Risotto alla Romana

Risotto alla Romana

A simple and flavorful risotto made with beef, ham, mushrooms, and Parmesan cheese.

Ingredients

  • 2 ounces Ham, finely diced (A small piece)
  • 0.5 medium Onion, finely chopped
  • 1 tablespoon Cooking fat (olive oil or butter) (Originally 'onion fat')
  • 4 ounces Mushrooms, sliced (Canned or fresh)
  • 0.5 stalk Celery stalk, finely chopped
  • 2 tablespoons Fresh parsley, chopped
  • 0.5 pound Lean ground beef (Originally '1 pound')
  • 1 tablespoon Butter (Small piece)
  • 1 tablespoon Red or white wine
  • 1 tablespoon Tomato paste (Or 2.5 tablespoons tomato sauce)
  • 0.5 cup Hot water (For dissolving tomato paste and adding to rice)
  • 0.75 cup Arborio rice (A little less than a cupful)
  • 2 tablespoons Grated Parmesan cheese (Plus more for serving)

Instructions

  1. 1Chop the ham, onion, mushrooms, celery, and parsley.

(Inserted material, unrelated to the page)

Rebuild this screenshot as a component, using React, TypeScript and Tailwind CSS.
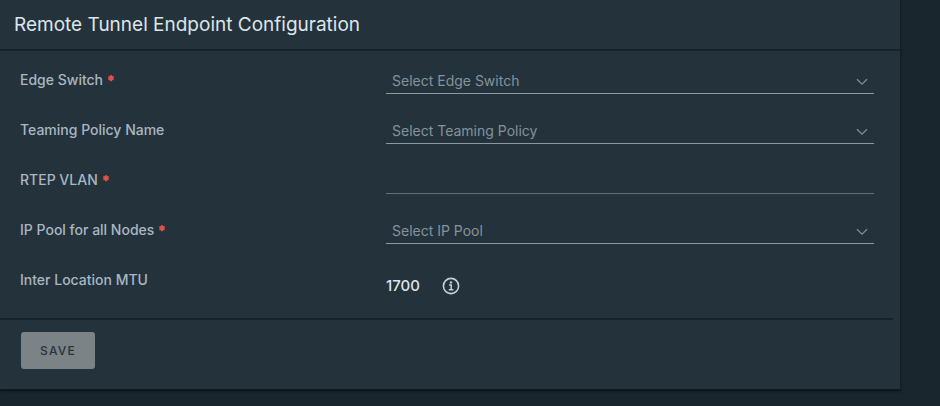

Set aside.
  2. 2In a large saucepan, melt the butter and add the cooking fat. Add the ground beef and cook over medium heat until well browned, about 8-10 minutes.
  3. 3Add the chopped onion, mushrooms, celery, and ham to the saucepan. Cook for another 5 minutes, stirring occasionally, until the vegetables are softened.
  4. 4Pour in the red or white wine and cook for a few minutes, stirring, until the wine has mostly evaporated.
  5. 5Dissolve the tomato paste in a little hot water. Add it to the saucepan, along with the rice. Cook for 1 minute, stirring constantly.
  6. 6Add a little water (about 1/2 cup) to the saucepan. Cook for about 20 minutes, until the rice is soft and creamy, adding more water as needed to keep the rice moist but not soupy. Stir frequently.
  7. 7Stir in the grated Parmesan cheese and chopped parsley. Mix well. Serve immediately, with more cheese if desired.